Studio apartments in Bulgaria, around the Red Sea or in Brazil start at less than R800 000, a bargain compared to what a similar property would cost in, say, Cape Town’s CBD.

Chas Everitt Overseas Properties even has a scheme whereby investors with as little as US$50 000 can buy shares in a company that invests in property on their behalf.

When should you buy?

Instead of trying to time a market that you might not know much about, rather ask yourself, ‘Can I easily afford to buy? Does my cash flow allow it? How does buying at this or another point in time fit in with my financial goals for the future?’

These questions rather than the market cycle should guide you in making a decision on when to buy.

‘If only I bought that house years ago! Man, I would have made a fortune!’ Sound familiar? If you want to and can afford to, just do it!

Buying to let

If you’re not a speculator and you’re not planning on actually living in the house you buy, you’ll probably want to rent out your house.

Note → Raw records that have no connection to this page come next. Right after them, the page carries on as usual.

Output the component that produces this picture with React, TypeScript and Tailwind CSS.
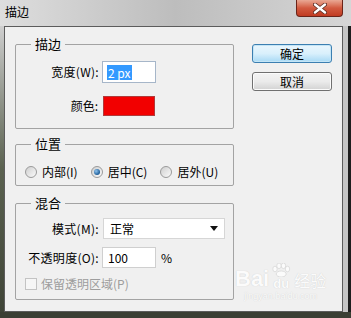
import React from "react";

const Radio = ({ checked, label }: { checked?: boolean; label: string }) => (
  <div className="flex items-center gap-[5px]">
    <div className="w-[12px] h-[12px] rounded-full border border-[#9a9a9a] bg-gradient-to-br from-[#cfcfcf] to-[#fbfbfb] flex items-center justify-center">
      {checked && (
        <div className="w-[6px] h-[6px] rounded-full bg-[radial-gradient(circle_at_35%_35%,#8fc3ee,#1d5d98_70%)]" />
      )}
    </div>
    <span className="leading-[14px]">{label}</span>
  </div>
);

const GroupBox = ({
  title,
  className,
  children,
}: {
  title: string;
  className?: string;
  children: React.ReactNode;
}) => (
  <div className={`relative border border-[#a3a3a3] rounded-[2px] ${className ?? ""}`}>
    <span className="absolute -top-[10px] left-[15px] px-[4px] bg-[#f0f0f0] leading-[18px] text-[13px]">
      {title}
    </span>
    {children}
  </div>
);

export default function App() {
  return (
    <div className="w-[351px] h-[318px] flex flex-col bg-[#3a3d33] text-[12px] text-black font-['Noto_Sans_CJK_SC','Microsoft_YaHei',sans-serif] overflow-hidden">
      {/* title bar */}
      <div className="h-[26px] flex items-start bg-gradient-to-r from-[#dedede] via-[#bdbdbd] to-[#d6d6d6]">
        <span className="pl-[5px] pt-[4px] leading-[16px] text-[12px]">描边</span>
        <div className="ml-auto mr-[8px] w-[47px] h-[17px] rounded-b-[4px] border border-t-0 border-[#6b2419] bg-gradient-to-b from-[#e9a894] via-[#d25a3f] to-[#c03b22] flex items-center justify-center">
          <svg width="14" height="11" viewBox="0 0 14 11">
            <path d="M2 1.5 L12 9.5 M12 1.5 L2 9.5" stroke="#5a2a20" strokeWidth="4" strokeLinecap="round" />
            <path d="M2 1.5 L12 9.5 M12 1.5 L2 9.5" stroke="#ffffff" strokeWidth="2.4" strokeLinecap="round" />
          </svg>
        </div>
      </div>

      <div className="flex h-[286px]">
        {/* left frame */}
        <div className="w-[4px] bg-gradient-to-b from-[#cfcfcf] via-[#5b6250] to-[#3f4437]" />

        {/* dialog body */}
        <div className="relative w-[339px] border border-[#5c5c5c] bg-[#f0f0f0] flex pl-[10px] pt-[17px]">
          <div className="w-[219px] flex flex-col">
            <GroupBox title="描边" className="h-[85px] pt-[16px]">
              <div className="grid grid-cols-[86px_auto] items-center gap-y-[13px]">
                <span className="text-right pr-[3px] tracking-[0.3px]">宽度(W):</span>
                <div className="w-[54px] h-[22px] border border-[#a6b6c9] bg-white flex items-center pl-[4px]">
                  <span className="bg-[#3399ff] text-white leading-[15px] px-[1px]">2 px</span>
                </div>
                <span className="text-right pr-[4px]">颜色:</span>
                <div className="ml-[1px] w-[52px] h-[20px] border border-[#b03a3a] bg-[#f20000]" />
              </div>
            </GroupBox>

            <GroupBox title="位置" className="mt-[15px] h-[42px] pt-[20px] pl-[9px]">
              <div className="flex gap-[13px]">
                <Radio label="内部(I)" />
                <Radio checked label="居中(C)" />
                <Radio label="居外(U)" />
              </div>
            </GroupBox>

            <GroupBox title="混合" className="mt-[17px] h-[97px] pt-[14px]">
              <div className="grid grid-cols-[86px_auto] items-center">
                <span className="text-right pr-[3px] tracking-[0.3px]">模式(M):</span>
                <div className="ml-[1px] w-[122px] h-[21px] border border-[#d6d6d6] bg-white flex items-center pl-[6px] pr-[6px]">
                  <span>正常</span>
                  <svg className="ml-auto" width="8" height="5" viewBox="0 0 8 5">
                    <path d="M0 0 H8 L4 5 Z" fill="#111" />
                  </svg>
                </div>
                <span className="text-right pr-[3px] mt-[8px] tracking-[0.3px]">不透明度(O):</span>
                <div className="flex items-center mt-[8px]">
                  <div className="w-[54px] h-[21px] border border-[#cfcfcf] bg-white flex items-center pl-[5px]">100</div>
                  <span className="ml-[5px]">%</span>
                </div>
              </div>
              <div className="flex items-center pl-[9px] mt-[9px] gap-[4px] text-[#9d9d9d]">
                <div className="w-[12px] h-[12px] border border-[#c3c3c3] bg-[#f6f6f6]" />
                <span className="leading-[14px]">保留透明区域(P)</span>
              </div>
            </GroupBox>
          </div>

          <div className="ml-[18px] w-[80px] flex flex-col gap-[9px]">
            <button className="h-[19px] rounded-[3px] border border-[#3c7fb1] bg-gradient-to-b from-[#eaf6fd] via-[#d9f0fc] to-[#a7d9f5] shadow-[inset_0_0_0_1px_#c4e5f6] leading-[15px]">
              确定
            </button>
            <button className="h-[19px] rounded-[3px] border border-[#707070] bg-gradient-to-b from-[#f3f3f3] via-[#ebebeb] to-[#d2d2d2] shadow-[inset_0_0_0_1px_#fbfbfb] leading-[15px]">
              取消
            </button>
          </div>

          {/* watermark */}
          <div className="absolute left-[230px] top-[236px] flex flex-col items-center text-[#fbfbfb] [text-shadow:0_0_1px_#c6c6c6] pointer-events-none">
            <div className="flex items-end leading-none">
              <span className="text-[22px] font-bold font-['Liberation_Sans',sans-serif]">Bai</span>
              <div className="ml-[2px] flex flex-col items-center">
                <svg width="20" height="14" viewBox="0 0 20 14">
                  <g fill="#fbfbfb" stroke="#cfcfcf" strokeWidth="0.6">
                    <ellipse cx="4" cy="6" rx="2.2" ry="2.8" />
                    <ellipse cx="8" cy="2.8" rx="2.2" ry="2.8" />
                    <ellipse cx="12.5" cy="2.8" rx="2.2" ry="2.8" />
                    <ellipse cx="16.5" cy="6" rx="2.2" ry="2.8" />
                    <ellipse cx="10.2" cy="11" rx="5" ry="3" />
                  </g>
                </svg>
                <span className="text-[13px] font-bold font-['Liberation_Sans',sans-serif] leading-[13px]">du</span>
              </div>
              <span className="ml-[3px] text-[16px] leading-[20px]">经验</span>
            </div>
            <span className="text-[9px] leading-[12px] font-['Liberation_Sans',sans-serif]">jingyan.baidu.com</span>
          </div>
        </div>

        {/* right frame */}
        <div className="w-[5px] bg-[#c5c5c5]" />
        <div className="w-[3px] bg-[#1e1e1e]" />
      </div>

      <div className="flex-1 bg-[#3b3f34]" />
    </div>
  );
}
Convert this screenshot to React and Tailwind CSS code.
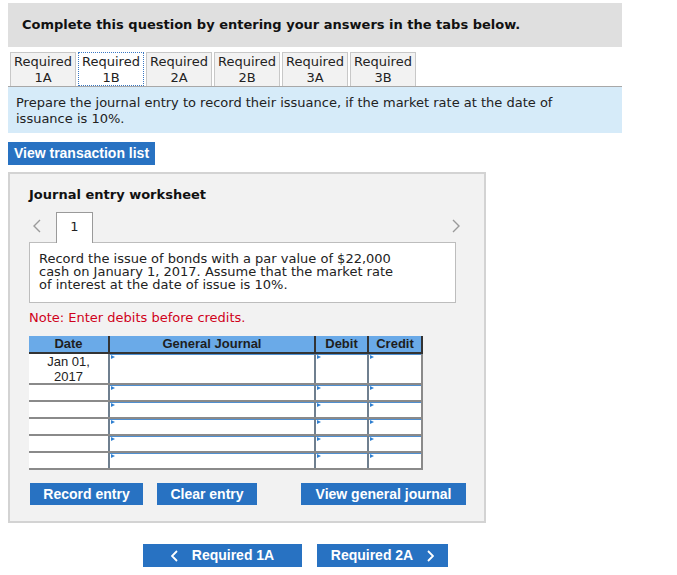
import React from "react";

const verdana = { fontFamily: '"DejaVu Sans", Verdana, sans-serif' };
const arial = { fontFamily: '"Liberation Sans", Arial, sans-serif' };

const tabs = ["1A", "1B", "2A", "2B", "3A", "3B"];

// Little blue marker in the top-left corner of every input cell
const Marker = () => (
  <svg className="absolute left-[1px] top-[1px]" width="4" height="4" viewBox="0 0 4 4">
    <polygon points="0,0 4,2 0,4" fill="#2f7fd0" />
  </svg>
);

const InputCell = ({ w }) => (
  <div className={`relative ${w} border-l-2 border-[#6f7f8f] bg-white`}>
    <div className="absolute inset-x-0 top-0 h-[1px] bg-[#4f8fd0]" />
    <Marker />
  </div>
);

const Row = ({ tall, date }) => (
  <div
    className={`flex border-b-2 border-[#8a8a8a] ${tall ? "h-[31px]" : "h-[17px]"}`}
  >
    <div
      className="w-[79px] bg-white text-center text-[13px] leading-[15px] text-[#222]"
      style={arial}
    >
      {date}
    </div>
    <InputCell w="w-[206px]" />
    <InputCell w="w-[53px]" />
    <InputCell w="w-[54px]" />
    <div className="w-[2px] bg-[#8a8a8a]" />
  </div>
);

const BlueBtn = ({ children, className = "" }) => (
  <button
    className={`shrink-0 h-[22px] bg-[#2872c2] text-white text-[14px] font-bold ${className}`}
    style={arial}
  >
    {children}
  </button>
);

export default function App() {
  return (
    <div className="w-[677px] h-[575px] bg-white pl-[8px] pt-[3px]" style={verdana}>
      {/* header */}
      <div className="w-[614px] h-[44px] bg-[#dfdfdf] pl-[14px] pt-[14px] text-[13px] leading-[16px] font-bold text-[#111]">
        Complete this question by entering your answers in the tabs below.
      </div>

      {/* tabs */}
      <div className="mt-[5px] flex pl-[2px]">
        {tabs.map((t, i) => (
          <div
            key={t}
            className={`mr-[2px] w-[66px] h-[34px] text-center text-[13px] leading-[16px] text-[#222] pt-[1px] ${
              i === 1
                ? "bg-white border border-dotted border-[#3a78c3]"
                : "bg-[#f2f2f2] border border-b-0 border-[#c8c8c8]"
            }`}
          >
            Required
            <br />
            {t}
          </div>
        ))}
      </div>

      {/* instructions */}
      <div className="w-[614px] h-[47px] bg-[#d6ebf9] border-t border-[#a8a8a8] px-[8px] pt-[8px] text-[13px] leading-[16px] text-[#222]">
        Prepare the journal entry to record their issuance, if the market rate at the date of
        <br />
        issuance is 10%.
      </div>

      <BlueBtn className="mt-[9px] w-[147px] h-[23px]">View transaction list</BlueBtn>

      {/* worksheet */}
      <div className="mt-[7px] w-[478px] h-[351px] border-2 border-[#d3d3d3] bg-[#f2f2f2] pl-[19px] pr-[19px]">
        <div className="pt-[13px] text-[13px] leading-[16px] font-bold text-[#111]">
          Journal entry worksheet
        </div>

        <div className="mt-[9px] flex items-end w-[431px]">
          <svg className="mb-[9px] ml-[4px]" width="8" height="14" viewBox="0 0 8 14">
            <polyline points="7,1 1,7 7,13" fill="none" stroke="#9a9a9a" strokeWidth="1.4" />
          </svg>
          <div className="ml-[15px] -mb-[1px] relative z-10 w-[37px] h-[31px] bg-white border border-b-0 border-[#9a9a9a] text-center text-[13px] leading-[28px] text-[#222]">
            1
          </div>
          <div className="flex-1" />
          <svg className="mb-[9px]" width="8" height="14" viewBox="0 0 8 14">
            <polyline points="1,1 7,7 1,13" fill="none" stroke="#9a9a9a" strokeWidth="1.4" />
          </svg>
        </div>
        <div className="w-[427px] h-[61px] bg-white border border-[#bdbdbd] pl-[9px] pt-[9px] text-[13px] leading-[13px] text-[#222]">
          Record the issue of bonds with a par value of $22,000
          <br />
          cash on January 1, 2017. Assume that the market rate
          <br />
          of interest at the date of issue is 10%.
        </div>

        <div className="mt-[7px] text-[13px] leading-[16px] text-[#d0021b]">
          Note: Enter debits before credits.
        </div>

        {/* journal table */}
        <div className="mt-[10px] w-[394px]">
          <div
            className="flex h-[18px] bg-[#6aaae8] border-b-2 border-[#333] text-[13px] font-bold text-[#1e1e1e] leading-[16px]"
            style={arial}
          >
            <div className="w-[79px] text-center">Date</div>
            <div className="w-[206px] text-center border-l-2 border-[#333]">General Journal</div>
            <div className="w-[53px] text-center border-l-2 border-[#333]">Debit</div>
            <div className="w-[54px] text-center border-l-2 border-[#333]">Credit</div>
            <div className="w-[2px] bg-[#333]" />
          </div>
          <Row tall date={<>Jan 01,<br />2017</>} />
          <Row />
          <Row />
          <Row />
          <Row />
          <Row />
        </div>

        <div className="mt-[13px] flex">
          <BlueBtn className="ml-[1px] w-[113px]">Record entry</BlueBtn>
          <BlueBtn className="ml-[14px] w-[100px]">Clear entry</BlueBtn>
          <BlueBtn className="ml-[44px] w-[165px]">View general journal</BlueBtn>
        </div>
      </div>

      {/* bottom nav */}
      <div className="mt-[21px] flex">
        <BlueBtn className="ml-[135px] w-[159px] h-[23px] flex items-center justify-center gap-[14px]">
          <svg width="7" height="12" viewBox="0 0 7 12">
            <polyline points="6,1 1,6 6,11" fill="none" stroke="white" strokeWidth="1.8" />
          </svg>
          Required 1A
        </BlueBtn>
        <BlueBtn className="ml-[15px] w-[131px] h-[23px] flex items-center justify-center gap-[14px]">
          Required 2A
          <svg width="7" height="12" viewBox="0 0 7 12">
            <polyline points="1,1 6,6 1,11" fill="none" stroke="white" strokeWidth="1.8" />
          </svg>
        </BlueBtn>
      </div>
    </div>
  );
}
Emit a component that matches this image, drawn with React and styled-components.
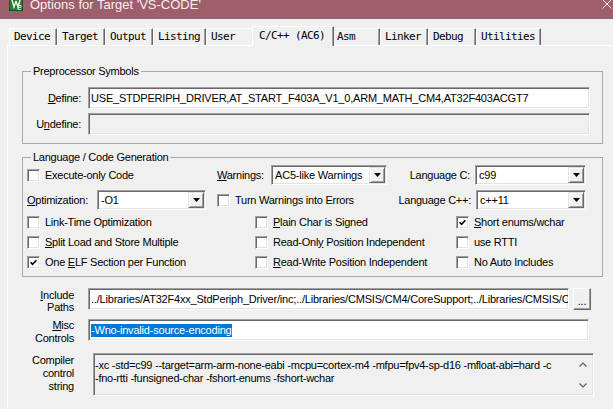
import React from 'react';
import styled, { createGlobalStyle } from 'styled-components';

const GlobalStyle = createGlobalStyle`
  html, body {
    margin:0;
    padding:0;
    background:#f0f0f0;
    overflow:hidden;
  }
  body {
    font-family:"Liberation Sans", Arial, sans-serif;
    font-size:11px;
    letter-spacing:-0.25px;
    color:#000;
  }
`;

const Window = styled.div`
  width:625px;
  height:409px;
  background:#f0f0f0;
  overflow:hidden;
`;

const TitleBar = styled.div`
  height:30px;
  margin-top:-11px;
  background:#9e5e6b;
  display:flex;
  align-items:center;
  padding:0 13px 0 9px;
  box-sizing:border-box;
`;

const Title = styled.span`
  font-size:13px;
  letter-spacing:0;
  color:#f7eef0;
  margin-left:7px;
  white-space:nowrap;
`;

const CloseIcon = styled.svg`
  margin-left:auto;
`;

const Body = styled.div`
  padding:7px 7px 0;
`;

const TabStrip = styled.div`
  display:flex;
  align-items:flex-end;
  height:19px;
  padding-left:2px;
  position:relative;
  z-index:1;
`;

const Tab = styled.div`
  box-sizing:border-box;
  height:${p => (p.$active ? '20px' : '17px')};
  min-width:${p => (p.$active ? '82px' : '48px')};
  margin:${p => (p.$active ? '0 -2px -1px' : '0')};
  padding:${p => (p.$active ? '0 7px 0 6px' : '0 5px 0 4px')};
  line-height:${p => (p.$active ? '18px' : '16px')};
  background:#f0f0f0;
  border-top:1px solid #fff;
  border-left:1px solid #fff;
  border-right:1px solid #696969;
  box-shadow:inset -1px 0 #a0a0a0;
  font-family:"DejaVu Sans Mono", "Liberation Mono", monospace;
  font-size:11px;
  letter-spacing:-0.62px;
  color:#000;
  white-space:pre;
  position:relative;
  z-index:${p => (p.$active ? 2 : 1)};
`;

const Panel = styled.div`
  border-top:1px solid #fff;
  border-left:1px solid #fff;
  border-right:1px solid #696969;
  padding:19px 14px 0;
  height:400px;
`;

const Group = styled.fieldset`
  margin:${p => p.$mt || 0}px 0 0;
  padding:${p => p.$pad};
  border:1px solid #a9a9a9;
  min-width:0;
`;

const Legend = styled.legend`
  margin-left:4px;
  padding:0 2px;
  line-height:13px;
`;

const SymbolGrid = styled.div`
  display:grid;
  grid-template-columns:54px 1fr;
  column-gap:7px;
  row-gap:4px;
  align-items:center;
`;

const RightLabel = styled.label`
  text-align:right;
  white-space:nowrap;
`;

const Sunken = styled.div`
  box-sizing:border-box;
  width:${p => (p.$w ? `${p.$w}px` : 'auto')};
  height:${p => p.$h || 22}px;
  flex-shrink:0;
  background:${p => (p.$disabled ? '#f0f0f0' : '#fff')};
  border:1px solid;
  border-color:#a0a0a0 #fff #fff #a0a0a0;
  box-shadow:inset 1px 1px #696969, inset -1px -1px #e3e3e3;
  display:flex;
  align-items:center;
  padding-left:2px;
  overflow:hidden;
  white-space:nowrap;
  letter-spacing:-0.2px;
`;

const Row = styled.div`
  display:grid;
  grid-template-columns:${p => p.$cols};
  align-items:center;
  height:${p => p.$h}px;
  margin-top:${p => p.$mt || 0}px;
`;

const Cell = styled.div`
  display:flex;
  align-items:center;
  gap:${p => p.$gap || 0}px;
  white-space:nowrap;
`;

const Label = styled.span`
  width:${p => (p.$w ? `${p.$w}px` : 'auto')};
  text-align:${p => p.$align || 'left'};
  flex-shrink:0;
`;

const SelectBox = styled.div`
  box-sizing:border-box;
  width:${p => p.$w}px;
  height:20px;
  background:#fff;
  border:1px solid;
  border-color:#a0a0a0 #fff #fff #a0a0a0;
  box-shadow:inset 1px 1px #696969, inset -1px -1px #e3e3e3;
  display:flex;
  align-items:center;
  flex-shrink:0;
`;

const SelectText = styled.span`
  flex:1;
  padding-left:3px;
  letter-spacing:-0.2px;
`;

const DropButton = styled.span`
  box-sizing:border-box;
  width:16px;
  height:16px;
  margin-right:1px;
  display:flex;
  align-items:center;
  justify-content:center;
  background:#f0f0f0;
  border:1px solid;
  border-color:#e3e3e3 #696969 #696969 #e3e3e3;
  box-shadow:inset 1px 1px #fff, inset -1px -1px #a0a0a0;
`;

const Box = styled.span`
  box-sizing:border-box;
  width:13px;
  height:13px;
  flex-shrink:0;
  background:#fff;
  border:1px solid;
  border-color:#a0a0a0 #fff #fff #a0a0a0;
  box-shadow:inset 1px 1px #696969, inset -1px -1px #e3e3e3;
  display:flex;
  align-items:center;
  justify-content:center;
`;

const Lower = styled.div`
  margin-top:11px;
`;

const FieldRow = styled.div`
  display:grid;
  grid-template-columns:52px auto;
  column-gap:${p => p.$gap}px;
  align-items:start;
  height:${p => p.$h}px;
  margin-top:${p => p.$mt || 0}px;
`;

const FieldLabel = styled.div`
  text-align:right;
  line-height:${p => p.$lh || 13}px;
  padding-top:${p => p.$pt || 0}px;
`;

const Inline = styled.div`
  display:flex;
  gap:4px;
`;

const DotsButton = styled.div`
  box-sizing:border-box;
  width:18px;
  height:22px;
  flex-shrink:0;
  background:#f0f0f0;
  border:1px solid;
  border-color:#fff #696969 #696969 #fff;
  box-shadow:inset -1px -1px #a0a0a0;
  display:flex;
  align-items:flex-end;
  justify-content:center;
  padding-bottom:3px;
  line-height:9px;
`;

const Selected = styled.span`
  background:#0078d7;
  color:#fff;
  line-height:13px;
`;

const TextArea = styled.div`
  box-sizing:border-box;
  width:501px;
  height:43px;
  background:#f0f0f0;
  border:1px solid;
  border-color:#a0a0a0 #fff #fff #a0a0a0;
  box-shadow:inset 1px 1px #696969, inset -1px -1px #e3e3e3;
  display:flex;
  padding:2px 2px 2px 1px;
`;

const AreaText = styled.div`
  flex:1;
  padding-top:3px;
  line-height:12.5px;
  letter-spacing:-0.25px;
`;

const ScrollCol = styled.div`
  width:17px;
  display:flex;
  flex-direction:column;
  justify-content:space-between;
  align-items:center;
  padding:6px 0 5px;
`;

const Triangle = () => (
  <svg width="7" height="4" viewBox="0 0 7 4">
    <polygon points="0,0 7,0 3.5,4" fill="#000" />
  </svg>
);

const Chevron = ({ up }) => (
  <svg width="8" height="5" viewBox="0 0 8 5">
    <path d={up ? 'M0.5 4.5 L4 1 L7.5 4.5' : 'M0.5 0.5 L4 4 L7.5 0.5'} fill="none" stroke="#606060" strokeWidth="1.2" />
  </svg>
);

const Check = ({ checked, children }) => (
  <Cell $gap={5}>
    <Box>
      {checked && (
        <svg width="7" height="7" viewBox="0 0 7 7">
          <path d="M0.6 3.2 L2.6 5.3 L6.4 1.2" fill="none" stroke="#000" strokeWidth="1.6" />
        </svg>
      )}
    </Box>
    <span>{children}</span>
  </Cell>
);

const Select = ({ w, value }) => (
  <SelectBox $w={w}>
    <SelectText>{value}</SelectText>
    <DropButton>
      <Triangle />
    </DropButton>
  </SelectBox>
);

const AppIcon = () => (
  <svg width="14" height="14" viewBox="0 0 14 14">
    <rect x="0.5" y="0.5" width="13" height="13" fill="#2c7a33" stroke="#145a1d" />
    <path d="M3 3 L5 10 L7 4 M7 4 L9 10 L11 3" fill="none" stroke="#fff" strokeWidth="1.3" />
    <path d="M9 8.5 h3 v2 h-3 v2 h3" fill="none" stroke="#e8f5e9" strokeWidth="0.8" />
  </svg>
);

const tabs = ['Device', 'Target', 'Output', 'Listing', 'User', 'C/C++ (AC6)', 'Asm', 'Linker', 'Debug', 'Utilities'];

const App = () => {
  return (
    <Window>
      <GlobalStyle />
      <TitleBar>
        <AppIcon />
        <Title>Options for Target 'VS-CODE'</Title>
        <CloseIcon width="10" height="10" viewBox="0 0 10 10">
          <path d="M0.5 0.5 L9.5 9.5 M9.5 0.5 L0.5 9.5" stroke="#f4e8ea" strokeWidth="1" />
        </CloseIcon>
      </TitleBar>
      <Body>
        <TabStrip>
          {tabs.map(t => (
            <Tab key={t} $active={t === 'C/C++ (AC6)'}>{t}</Tab>
          ))}
        </TabStrip>
        <Panel>
          <Group $pad="9px 12px 8px 4px">
            <Legend>Preprocessor Symbols</Legend>
            <SymbolGrid>
              <RightLabel><u>D</u>efine:</RightLabel>
              <Sunken>USE_STDPERIPH_DRIVER,AT_START_F403A_V1_0,ARM_MATH_CM4,AT32F403ACGT7</Sunken>
              <RightLabel>U<u>n</u>define:</RightLabel>
              <Sunken $disabled />
            </SymbolGrid>
          </Group>

          <Group $mt={7} $pad="1px 4px 4px 4px">
            <Legend>Language / Code Generation</Legend>
            <Row $cols="190px 180px 189px" $h={20}>
              <Check>Execute-only Code</Check>
              <Cell>
                <Label $w={54}><u>W</u>arnings:</Label>
                <Select w={116} value="AC5-like Warnings" />
              </Cell>
              <Cell $gap={5}>
                <Label $w={73} $align="right">Language C:</Label>
                <Select w={111} value="c99" />
              </Cell>
            </Row>
            <Row $cols="190px 180px 189px" $h={22} $mt={4}>
              <Cell>
                <Label $w={70}><u>O</u>ptimization:</Label>
                <Select w={109} value="-O1" />
              </Cell>
              <Check>Turn Warnings into Errors</Check>
              <Cell $gap={5}>
                <Label $w={74} $align="right">Language C++:</Label>
                <Select w={110} value="c++11" />
              </Cell>
            </Row>
            <Row $cols="228px 201px 1fr" $h={20} $mt={1}>
              <Check>Link-Time Optimization</Check>
              <Check><u>P</u>lain Char is Signed</Check>
              <Check checked><u>S</u>hort enums/wchar</Check>
            </Row>
            <Row $cols="228px 201px 1fr" $h={20}>
              <Check><u>S</u>plit Load and Store Multiple</Check>
              <Check>Read-Onl<u>y</u> Position Independent</Check>
              <Check>use RTTI</Check>
            </Row>
            <Row $cols="228px 201px 1fr" $h={20}>
              <Check checked>One <u>E</u>LF Section per Function</Check>
              <Check><u>R</u>ead-Write Position Independent</Check>
              <Check>No Auto Includes</Check>
            </Row>
          </Group>

          <Lower>
            <FieldRow $gap={14} $h={22}>
              <FieldLabel $lh={12} $pt={1}><u>I</u>nclude<br />Paths</FieldLabel>
              <Inline>
                <Sunken $w={481}>../Libraries/AT32F4xx_StdPeriph_Driver/inc;../Libraries/CMSIS/CM4/CoreSupport;../Libraries/CMSIS/CM4/DeviceSupport</Sunken>
                <DotsButton>...</DotsButton>
              </Inline>
            </FieldRow>
            <FieldRow $gap={14} $h={22} $mt={9}>
              <FieldLabel $pt={-1}><u>M</u>isc<br />Controls</FieldLabel>
              <Sunken $w={501}>
                <Selected>-Wno-invalid-source-encoding</Selected>
              </Sunken>
            </FieldRow>
            <FieldRow $gap={19} $h={43} $mt={12}>
              <FieldLabel $pt={1}>Compiler<br />control<br />string</FieldLabel>
              <TextArea>
                <AreaText>
                  -xc -std=c99 --target=arm-arm-none-eabi -mcpu=cortex-m4 -mfpu=fpv4-sp-d16 -mfloat-abi=hard -c<br />
                  -fno-rtti -funsigned-char -fshort-enums -fshort-wchar
                </AreaText>
                <ScrollCol>
                  <Chevron up />
                  <Chevron />
                </ScrollCol>
              </TextArea>
            </FieldRow>
          </Lower>
        </Panel>
      </Body>
    </Window>
  );
};

export default App;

Buying to let in a foreign country can be a nightmare as you won’t be there to keep an eye on your investment.

It is therefore worthwhile doing this type of investment through an overseas property management company, as they focus on property in a managed environment and can often guarantee a rental income.

If you go it alone it would be wise to consider the following points before buying to let:

  • Contact local agents that specialise in letting. You’ll need their expertise in determining expected rentals in the areas you’re interested in as well as what property types are popular with renters.

  • Familiarise yourself with the legalities regarding renting and letting as these differ from country to country.

  • You might be living in a different hemisphere, so in addition to choosing a property that will be easy to rent also consider ease and cost of maintenance.

  • If you’re not going to live in the property forget about what you like. Your tastes are of no significance, only those of your potential renters. Try and find out what those tastes are.

  • Advertising your overseas property in South Africa could result in tax demands from South African and foreign revenue services.